Soweit die Beschwerde schließlich moniert, die Zurverfügungstellung von Empfängeradressen für die Drogenpakete und die damit verbundene Aus- und Einfuhr des Suchtgifts sei „lediglich ein Durchläufer" für das Überlassen des Suchtgifts an Gottfried K***** gewesen, weshalb das Organisieren der Empfangsadresse von Josef O***** durch den Angeklagten lediglich ein Tatbeitrag zur Überlassung des Suchtgifts an Gottfried K***** durch O***** gewesen sei, ist sie nicht zum Vorteil des Nichtigkeitswerbers ausgeführt.

Die Nichtigkeitsbeschwerde war daher zu verwerfen.

Das Erstgericht verhängte über den Angeklagten nach § 28a Abs 4 SMG eine Freiheitsstrafe in Dauer von fünf Jahren, wobei es als mildernd das teilweise Geständnis, die durch Suchtgiftergebenheit bedingte Einschränkung der Zurechnungsfähigkeit und die Sicherstellung von 11,5 Gramm Kokain wertete, als erschwerend demgegenüber das Zusammentreffen der Verbrechen des Suchtgifthandels auch mit einer Mehrzahl von Vergehen des unerlaubten Umgangs mit Suchtgiften, die vielfache Überschreitung der vom Schmuggel bzw der Weitergabe betroffenen Kokainquanten, die gewinnsüchtigen Tatmotive und die schwere einschlägige Vorstrafenbelastung.

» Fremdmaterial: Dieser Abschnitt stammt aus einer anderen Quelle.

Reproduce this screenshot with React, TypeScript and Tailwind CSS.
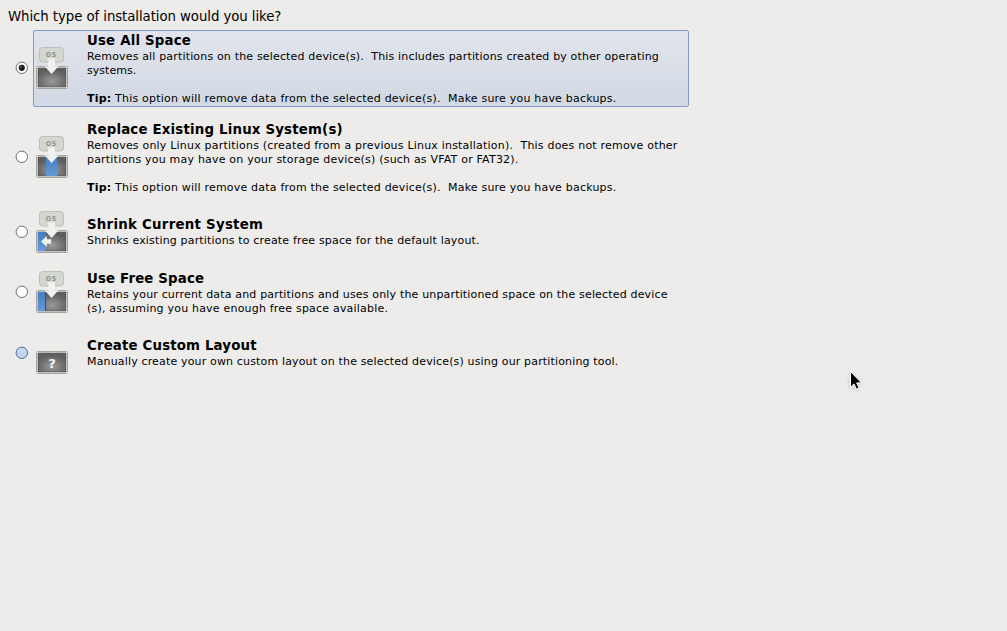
import { useState } from "react"
import clsx from "clsx"

type Kind = "all" | "replace" | "shrink" | "free" | "custom"

interface Line {
  text: string
  tracking: string
}

interface Option {
  kind: Kind
  title: Line
  lines: Line[]
  tip?: string
  box: string
  nudge?: string
}

const TIP = "This option will remove data from the selected device(s).  Make sure you have backups."

const options: Option[] = [
  {
    kind: "all",
    title: { text: "Use All Space", tracking: "tracking-[0.18px]" },
    lines: [
      {
        text: "Removes all partitions on the selected device(s).  This includes partitions created by other operating",
        tracking: "tracking-[0.167px]",
      },
      { text: "systems.", tracking: "tracking-[0.05px]" },
    ],
    tip: TIP,
    box: "h-[77px] pt-0.5",
    nudge: "mb-px",
  },
  {
    kind: "replace",
    title: { text: "Replace Existing Linux System(s)", tracking: "tracking-[0.19px]" },
    lines: [
      {
        text: "Removes only Linux partitions (created from a previous Linux installation).  This does not remove other",
        tracking: "tracking-[0.203px]",
      },
      {
        text: "partitions you may have on your storage device(s) (such as VFAT or FAT32).",
        tracking: "tracking-[0.2px]",
      },
    ],
    tip: TIP,
    box: "h-[77px] pt-0.5",
    nudge: "mb-px",
  },
  {
    kind: "shrink",
    title: { text: "Shrink Current System", tracking: "tracking-[0.26px]" },
    lines: [
      {
        text: "Shrinks existing partitions to create free space for the default layout.",
        tracking: "tracking-[0.165px]",
      },
    ],
    box: "h-12 pt-2",
  },
  {
    kind: "free",
    title: { text: "Use Free Space", tracking: "tracking-[0.15px]" },
    lines: [
      {
        text: "Retains your current data and partitions and uses only the unpartitioned space on the selected device",
        tracking: "tracking-[0.168px]",
      },
      { text: "(s), assuming you have enough free space available.", tracking: "tracking-[0.2px]" },
    ],
    box: "h-12 pt-0.5",
  },
  {
    kind: "custom",
    title: { text: "Create Custom Layout", tracking: "tracking-[0.16px]" },
    lines: [
      {
        text: "Manually create your own custom layout on the selected device(s) using our partitioning tool.",
        tracking: "tracking-[0.158px]",
      },
    ],
    box: "h-[50px] pt-[9px]",
  },
]

function DiskIcon({ kind }: { kind: Kind }) {
  return (
    <svg width="34" height="44" viewBox="0 0 34 44" className="block">
      <defs>
        <radialGradient id={`disk-${kind}`} cx="0.5" cy="0.7" r="0.6">
          <stop offset="0" stopColor="#999" />
          <stop offset="1" stopColor="#5e5e5e" />
        </radialGradient>
        <linearGradient id={`blue-${kind}`} x1="0" y1="0" x2="0" y2="1">
          <stop offset="0" stopColor="#447fc4" />
          <stop offset="1" stopColor="#6499d6" />
        </linearGradient>
      </defs>
      {kind !== "custom" && (
        <>
          <rect x="4.5" y="1.5" width="24" height="14.5" rx="3" fill="#d3d7cf" stroke="#bcc0b8" />
          <text
            x="10.8 16.7"
            y="11.3"
            fontSize="6.8"
            fontWeight="bold"
            fill="#8f938c"
            fontFamily="DejaVu Sans Condensed, DejaVu Sans, sans-serif"
          >
            OS
          </text>
        </>
      )}
      <rect x="1.5" y="20.5" width="31" height="22" rx="1" fill="#eeeeec" stroke="#a4a7a1" />
      <rect x="3" y="22" width="28" height="19" fill={`url(#disk-${kind})`} stroke="#555753" strokeWidth="0.6" />
      {kind === "replace" && <rect x="11" y="22" width="11" height="19" fill={`url(#blue-${kind})`} />}
      {kind === "shrink" && <rect x="3" y="22" width="8" height="19" fill={`url(#blue-${kind})`} />}
      {kind === "free" && (
        <>
          <rect x="3" y="22" width="7" height="19" fill={`url(#blue-${kind})`} />
          <path d="M10.5 22v19" stroke="#4a4a4a" />
        </>
      )}
      {kind === "custom" ? (
        <text
          x="17"
          y="36.8"
          textAnchor="middle"
          fontSize="13"
          fontWeight="bold"
          fill="#f5f5f5"
          fontFamily="DejaVu Sans, sans-serif"
        >
          ?
        </text>
      ) : (
        <path d="M13.2 12.3h6.8v7.9h3.6L16.6 28 9.6 20.2h3.6z" fill="#f1f1f0" />
      )}
      {kind === "shrink" && <path d="M6 31.5l5.8-5.6v3.4h4.4v4.4h-4.4v3.4z" fill="#f1f1f0" />}
    </svg>
  )
}

function Radio({ checked, hover }: { checked: boolean; hover: boolean }) {
  return (
    <svg width="14" height="14" viewBox="0 0 14 14" className="block">
      <circle cx="6.8" cy="6.8" r="5.7" fill={hover ? "#c5d7ef" : "#fff"} stroke={hover ? "#4a6c9b" : "#70706e"} />
      {checked && (
        <>
          <circle cx="6.8" cy="6.8" r="3.1" fill="#1a1a1a" />
          <circle cx="5.8" cy="5.8" r="0.9" fill="#777" />
        </>
      )}
    </svg>
  )
}

function Pointer() {
  return (
    <svg width="14" height="22" viewBox="0 0 14 22" className="absolute left-[849px] top-[370px] drop-shadow-sm">
      <path
        d="M1.5 1.5v15.8l3.5-3.4 2.5 5.3 2.6-1.2-2.4-5.1h4.8z"
        fill="#000"
        stroke="#fff"
        strokeWidth="1"
        strokeLinejoin="round"
      />
    </svg>
  )
}

export default function App() {
  const [selected, setSelected] = useState<Kind>("all")

  return (
    <main className="relative h-[631px] w-[1007px] overflow-hidden bg-[#edecea] font-['DejaVu_Sans',sans-serif] text-black">
      <h1 className="h-[30px] pl-2 pt-[9px] text-[13.33px] leading-4 tracking-[-0.083px]">
        Which type of installation would you like?
      </h1>
      <div className="flex flex-col gap-3">
        {options.map(({ kind, title, lines, tip, box, nudge }) => (
          <div key={kind} className="flex items-center pl-[15px]">
            <button className={clsx("mr-1", nudge)} onClick={() => setSelected(kind)}>
              <Radio checked={selected === kind} hover={kind === "custom"} />
            </button>
            <div
              onClick={() => setSelected(kind)}
              className={clsx(
                "flex w-[656px] rounded-[2px] border pl-px",
                box,
                selected === kind
                  ? "border-[#7f9dc3] bg-linear-to-b from-[#e1e4eb] to-[#d2d9e4]"
                  : "border-transparent",
              )}
            >
              <div
                className={clsx(
                  "shrink-0",
                  tip && "mt-[13px]",
                  kind === "shrink" && "-mt-[7px]",
                  kind === "free" && "-mt-px",
                  kind === "custom" && "-mt-[7px]",
                )}
              >
                <DiskIcon kind={kind} />
              </div>
              <div className="ml-[18px] whitespace-pre text-[11px] leading-[14px]">
                <h2 className={clsx("mb-0.5 text-[13.33px] font-bold leading-[15px]", title.tracking)}>{title.text}</h2>
                {lines.map((line) => (
                  <p key={line.text} className={line.tracking}>
                    {line.text}
                  </p>
                ))}
                {tip && (
                  <p className="mt-[14px] tracking-[0.203px]">
                    <b>Tip:</b> {tip}
                  </p>
                )}
              </div>
            </div>
          </div>
        ))}
      </div>
      <Pointer />
    </main>
  )
}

Gegen den Strafausspruch richten sich Berufungen sowohl des Angeklagten der eine Herabsetzung der verhängten Freiheitsstrafe und deren bedingte bzw teilbedingte Strafnachsicht anstrebt als auch der Staatsanwaltschaft, die eine angemessene Erhöhung der Freiheitsstrafe begehrt.

Während der vom Angeklagten ins Treffen geführte Umstand der behaupteten untergeordneten Beteiligung der Aktenlage nicht entspricht und der Dauer der Aufbewahrung des Suchtgifts keine mildernde Wirkung zukommt, ist die Staatsanwaltschaft im Recht, soweit sie insbesondere auf die erheblichen Suchtgiftmengen verweist. Unter Beachtung des zur Verfügung stehenden Strafrahmens, der für und wider den Angeklagten sprechenden Umstände sowie der allgemeinen Grundsätze der Strafbemessung, erweist sich angesichts des hohen Tatunrechts und der beträchtlichen Schuld des Täters eine Freiheitsstrafe im Ausmaß von sieben Jahren als angemessene Sanktion. Die Kostenentscheidung stützt sich auf § 390a Abs 1 StPO.